Given instruction: Transcribe everything in the data word for word. Pictures are left out.

Available data:
━━━━━━━━━━━━━━━━

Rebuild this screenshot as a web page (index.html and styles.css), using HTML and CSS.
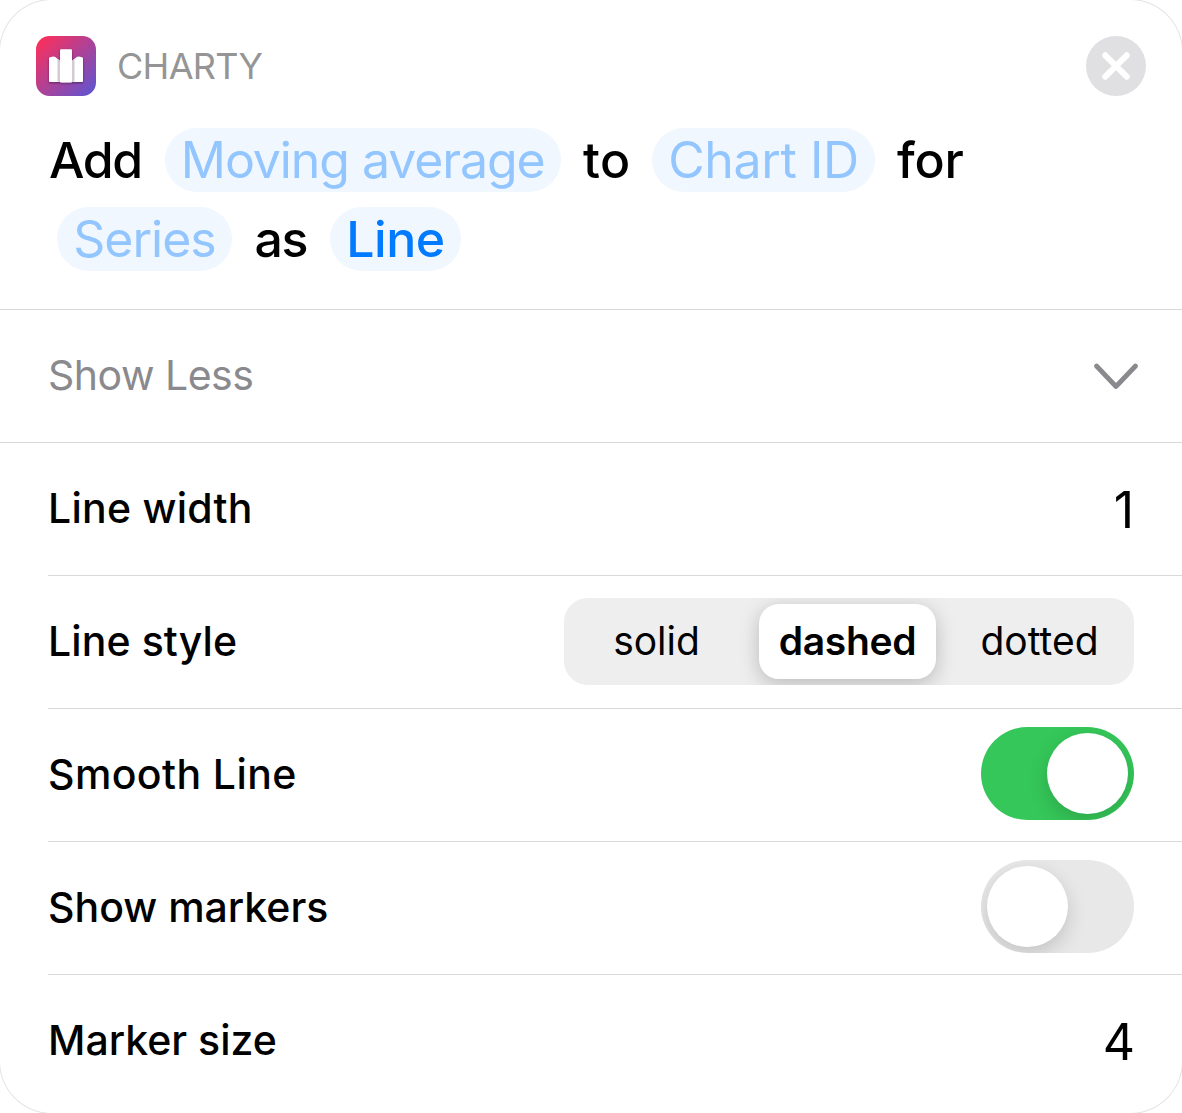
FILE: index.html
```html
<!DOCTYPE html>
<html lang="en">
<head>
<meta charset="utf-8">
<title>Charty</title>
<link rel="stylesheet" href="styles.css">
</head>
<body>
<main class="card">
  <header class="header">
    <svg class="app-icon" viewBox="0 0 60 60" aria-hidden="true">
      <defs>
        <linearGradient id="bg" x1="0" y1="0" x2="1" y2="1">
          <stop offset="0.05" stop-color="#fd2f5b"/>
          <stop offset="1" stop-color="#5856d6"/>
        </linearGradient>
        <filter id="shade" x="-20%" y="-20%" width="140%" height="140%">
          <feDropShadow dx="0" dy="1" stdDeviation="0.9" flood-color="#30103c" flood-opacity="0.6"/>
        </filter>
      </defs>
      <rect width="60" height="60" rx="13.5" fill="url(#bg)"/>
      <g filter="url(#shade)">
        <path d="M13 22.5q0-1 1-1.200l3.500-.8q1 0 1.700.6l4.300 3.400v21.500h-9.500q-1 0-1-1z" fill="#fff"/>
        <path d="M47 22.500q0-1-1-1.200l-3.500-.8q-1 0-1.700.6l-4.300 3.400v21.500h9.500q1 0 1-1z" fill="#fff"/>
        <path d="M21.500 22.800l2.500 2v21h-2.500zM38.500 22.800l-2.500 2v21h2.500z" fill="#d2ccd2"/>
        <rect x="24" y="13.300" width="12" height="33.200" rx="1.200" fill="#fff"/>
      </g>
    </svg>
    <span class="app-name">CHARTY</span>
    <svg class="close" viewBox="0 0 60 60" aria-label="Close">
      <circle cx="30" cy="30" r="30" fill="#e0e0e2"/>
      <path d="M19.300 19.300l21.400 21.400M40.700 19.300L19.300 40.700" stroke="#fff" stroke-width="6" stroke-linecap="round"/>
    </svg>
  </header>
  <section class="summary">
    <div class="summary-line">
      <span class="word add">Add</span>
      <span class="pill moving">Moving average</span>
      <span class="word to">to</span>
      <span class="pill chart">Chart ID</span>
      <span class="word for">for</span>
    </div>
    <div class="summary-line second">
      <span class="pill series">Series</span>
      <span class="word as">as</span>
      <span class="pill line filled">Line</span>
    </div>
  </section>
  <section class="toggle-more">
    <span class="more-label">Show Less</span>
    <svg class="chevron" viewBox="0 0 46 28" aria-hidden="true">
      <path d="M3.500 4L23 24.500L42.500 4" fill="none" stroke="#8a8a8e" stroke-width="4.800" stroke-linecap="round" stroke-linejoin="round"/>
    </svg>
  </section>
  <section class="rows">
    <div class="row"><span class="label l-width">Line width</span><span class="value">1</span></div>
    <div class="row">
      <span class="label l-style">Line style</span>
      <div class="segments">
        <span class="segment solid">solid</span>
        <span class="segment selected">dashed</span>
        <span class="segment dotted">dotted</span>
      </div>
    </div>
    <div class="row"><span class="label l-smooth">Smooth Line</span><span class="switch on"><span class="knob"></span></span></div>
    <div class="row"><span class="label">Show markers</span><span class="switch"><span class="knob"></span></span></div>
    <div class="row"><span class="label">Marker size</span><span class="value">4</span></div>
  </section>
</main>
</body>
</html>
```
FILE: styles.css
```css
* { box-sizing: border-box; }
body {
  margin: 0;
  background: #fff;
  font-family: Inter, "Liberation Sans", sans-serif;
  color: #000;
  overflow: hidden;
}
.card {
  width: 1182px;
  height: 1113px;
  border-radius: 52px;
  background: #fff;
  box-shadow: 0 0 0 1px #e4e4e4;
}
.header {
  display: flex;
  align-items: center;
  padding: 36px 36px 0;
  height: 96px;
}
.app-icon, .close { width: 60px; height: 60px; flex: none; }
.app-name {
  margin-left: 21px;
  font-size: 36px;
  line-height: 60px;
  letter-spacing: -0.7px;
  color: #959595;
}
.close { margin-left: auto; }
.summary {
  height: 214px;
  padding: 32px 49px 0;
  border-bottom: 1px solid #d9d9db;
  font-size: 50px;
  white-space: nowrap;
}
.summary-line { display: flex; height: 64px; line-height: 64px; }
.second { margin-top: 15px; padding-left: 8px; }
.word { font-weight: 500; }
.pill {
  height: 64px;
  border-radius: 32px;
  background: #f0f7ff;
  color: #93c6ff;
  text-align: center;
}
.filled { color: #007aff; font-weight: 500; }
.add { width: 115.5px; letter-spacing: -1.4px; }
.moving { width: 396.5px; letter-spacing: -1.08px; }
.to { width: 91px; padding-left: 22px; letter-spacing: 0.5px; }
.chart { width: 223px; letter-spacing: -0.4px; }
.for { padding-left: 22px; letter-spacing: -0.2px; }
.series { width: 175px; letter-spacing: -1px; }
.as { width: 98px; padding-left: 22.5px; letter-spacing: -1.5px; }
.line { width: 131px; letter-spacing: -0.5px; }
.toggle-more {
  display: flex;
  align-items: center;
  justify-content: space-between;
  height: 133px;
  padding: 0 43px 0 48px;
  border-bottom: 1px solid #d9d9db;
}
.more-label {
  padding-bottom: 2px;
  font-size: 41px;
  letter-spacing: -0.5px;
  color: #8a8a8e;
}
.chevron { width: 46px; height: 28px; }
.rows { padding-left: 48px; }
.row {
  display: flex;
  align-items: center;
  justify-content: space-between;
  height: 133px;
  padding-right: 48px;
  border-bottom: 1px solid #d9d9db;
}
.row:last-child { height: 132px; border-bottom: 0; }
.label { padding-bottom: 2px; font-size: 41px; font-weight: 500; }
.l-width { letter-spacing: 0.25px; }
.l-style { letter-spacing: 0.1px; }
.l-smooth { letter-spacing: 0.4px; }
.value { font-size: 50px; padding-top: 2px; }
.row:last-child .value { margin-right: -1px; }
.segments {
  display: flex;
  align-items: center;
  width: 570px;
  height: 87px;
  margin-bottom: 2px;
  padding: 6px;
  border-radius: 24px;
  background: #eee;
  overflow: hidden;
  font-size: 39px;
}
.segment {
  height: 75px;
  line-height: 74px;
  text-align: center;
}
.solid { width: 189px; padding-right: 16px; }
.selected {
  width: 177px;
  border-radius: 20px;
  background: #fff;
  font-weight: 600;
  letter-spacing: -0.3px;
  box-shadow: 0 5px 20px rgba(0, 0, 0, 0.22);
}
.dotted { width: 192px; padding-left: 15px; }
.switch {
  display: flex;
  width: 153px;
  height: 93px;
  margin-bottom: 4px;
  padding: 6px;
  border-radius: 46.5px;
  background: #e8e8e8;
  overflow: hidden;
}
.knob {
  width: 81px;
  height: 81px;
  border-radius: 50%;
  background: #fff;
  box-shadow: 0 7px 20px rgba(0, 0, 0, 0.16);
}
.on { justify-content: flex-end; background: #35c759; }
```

━━━━━━━━━━━━━━━━

Task output:
Rebuild this screenshot as a web page (index.html and styles.css), using HTML and CSS.
FILE: index.html
```html
<!DOCTYPE html>
<html lang="en">
<head>
<meta charset="utf-8">
<title>Charty</title>
<link rel="stylesheet" href="styles.css">
</head>
<body>
<main class="card">
  <header class="header">
    <svg class="app-icon" viewBox="0 0 60 60" aria-hidden="true">
      <defs>
        <linearGradient id="bg" x1="0" y1="0" x2="1" y2="1">
          <stop offset="0.05" stop-color="#fd2f5b"/>
          <stop offset="1" stop-color="#5856d6"/>
        </linearGradient>
        <filter id="shade" x="-20%" y="-20%" width="140%" height="140%">
          <feDropShadow dx="0" dy="1" stdDeviation="0.9" flood-color="#30103c" flood-opacity="0.6"/>
        </filter>
      </defs>
      <rect width="60" height="60" rx="13.5" fill="url(#bg)"/>
      <g filter="url(#shade)">
        <path d="M13 22.5q0-1 1-1.200l3.500-.8q1 0 1.700.6l4.300 3.400v21.500h-9.500q-1 0-1-1z" fill="#fff"/>
        <path d="M47 22.500q0-1-1-1.200l-3.500-.8q-1 0-1.700.6l-4.300 3.400v21.500h9.500q1 0 1-1z" fill="#fff"/>
        <path d="M21.500 22.800l2.500 2v21h-2.500zM38.500 22.800l-2.500 2v21h2.500z" fill="#d2ccd2"/>
        <rect x="24" y="13.300" width="12" height="33.200" rx="1.200" fill="#fff"/>
      </g>
    </svg>
    <span class="app-name">CHARTY</span>
    <svg class="close" viewBox="0 0 60 60" aria-label="Close">
      <circle cx="30" cy="30" r="30" fill="#e0e0e2"/>
      <path d="M19.300 19.300l21.400 21.400M40.700 19.300L19.300 40.700" stroke="#fff" stroke-width="6" stroke-linecap="round"/>
    </svg>
  </header>
  <section class="summary">
    <div class="summary-line">
      <span class="word add">Add</span>
      <span class="pill moving">Moving average</span>
      <span class="word to">to</span>
      <span class="pill chart">Chart ID</span>
      <span class="word for">for</span>
    </div>
    <div class="summary-line second">
      <span class="pill series">Series</span>
      <span class="word as">as</span>
      <span class="pill line filled">Line</span>
    </div>
  </section>
  <section class="toggle-more">
    <span class="more-label">Show Less</span>
    <svg class="chevron" viewBox="0 0 46 28" aria-hidden="true">
      <path d="M3.500 4L23 24.500L42.500 4" fill="none" stroke="#8a8a8e" stroke-width="4.800" stroke-linecap="round" stroke-linejoin="round"/>
    </svg>
  </section>
  <section class="rows">
    <div class="row"><span class="label l-width">Line width</span><span class="value">1</span></div>
    <div class="row">
      <span class="label l-style">Line style</span>
      <div class="segments">
        <span class="segment solid">solid</span>
        <span class="segment selected">dashed</span>
        <span class="segment dotted">dotted</span>
      </div>
    </div>
    <div class="row"><span class="label l-smooth">Smooth Line</span><span class="switch on"><span class="knob"></span></span></div>
    <div class="row"><span class="label">Show markers</span><span class="switch"><span class="knob"></span></span></div>
    <div class="row"><span class="label">Marker size</span><span class="value">4</span></div>
  </section>
</main>
</body>
</html>
```
FILE: styles.css
```css
* { box-sizing: border-box; }
body {
  margin: 0;
  background: #fff;
  font-family: Inter, "Liberation Sans", sans-serif;
  color: #000;
  overflow: hidden;
}
.card {
  width: 1182px;
  height: 1113px;
  border-radius: 52px;
  background: #fff;
  box-shadow: 0 0 0 1px #e4e4e4;
}
.header {
  display: flex;
  align-items: center;
  padding: 36px 36px 0;
  height: 96px;
}
.app-icon, .close { width: 60px; height: 60px; flex: none; }
.app-name {
  margin-left: 21px;
  font-size: 36px;
  line-height: 60px;
  letter-spacing: -0.7px;
  color: #959595;
}
.close { margin-left: auto; }
.summary {
  height: 214px;
  padding: 32px 49px 0;
  border-bottom: 1px solid #d9d9db;
  font-size: 50px;
  white-space: nowrap;
}
.summary-line { display: flex; height: 64px; line-height: 64px; }
.second { margin-top: 15px; padding-left: 8px; }
.word { font-weight: 500; }
.pill {
  height: 64px;
  border-radius: 32px;
  background: #f0f7ff;
  color: #93c6ff;
  text-align: center;
}
.filled { color: #007aff; font-weight: 500; }
.add { width: 115.5px; letter-spacing: -1.4px; }
.moving { width: 396.5px; letter-spacing: -1.08px; }
.to { width: 91px; padding-left: 22px; letter-spacing: 0.5px; }
.chart { width: 223px; letter-spacing: -0.4px; }
.for { padding-left: 22px; letter-spacing: -0.2px; }
.series { width: 175px; letter-spacing: -1px; }
.as { width: 98px; padding-left: 22.5px; letter-spacing: -1.5px; }
.line { width: 131px; letter-spacing: -0.5px; }
.toggle-more {
  display: flex;
  align-items: center;
  justify-content: space-between;
  height: 133px;
  padding: 0 43px 0 48px;
  border-bottom: 1px solid #d9d9db;
}
.more-label {
  padding-bottom: 2px;
  font-size: 41px;
  letter-spacing: -0.5px;
  color: #8a8a8e;
}
.chevron { width: 46px; height: 28px; }
.rows { padding-left: 48px; }
.row {
  display: flex;
  align-items: center;
  justify-content: space-between;
  height: 133px;
  padding-right: 48px;
  border-bottom: 1px solid #d9d9db;
}
.row:last-child { height: 132px; border-bottom: 0; }
.label { padding-bottom: 2px; font-size: 41px; font-weight: 500; }
.l-width { letter-spacing: 0.25px; }
.l-style { letter-spacing: 0.1px; }
.l-smooth { letter-spacing: 0.4px; }
.value { font-size: 50px; padding-top: 2px; }
.row:last-child .value { margin-right: -1px; }
.segments {
  display: flex;
  align-items: center;
  width: 570px;
  height: 87px;
  margin-bottom: 2px;
  padding: 6px;
  border-radius: 24px;
  background: #eee;
  overflow: hidden;
  font-size: 39px;
}
.segment {
  height: 75px;
  line-height: 74px;
  text-align: center;
}
.solid { width: 189px; padding-right: 16px; }
.selected {
  width: 177px;
  border-radius: 20px;
  background: #fff;
  font-weight: 600;
  letter-spacing: -0.3px;
  box-shadow: 0 5px 20px rgba(0, 0, 0, 0.22);
}
.dotted { width: 192px; padding-left: 15px; }
.switch {
  display: flex;
  width: 153px;
  height: 93px;
  margin-bottom: 4px;
  padding: 6px;
  border-radius: 46.5px;
  background: #e8e8e8;
  overflow: hidden;
}
.knob {
  width: 81px;
  height: 81px;
  border-radius: 50%;
  background: #fff;
  box-shadow: 0 7px 20px rgba(0, 0, 0, 0.16);
}
.on { justify-content: flex-end; background: #35c759; }
```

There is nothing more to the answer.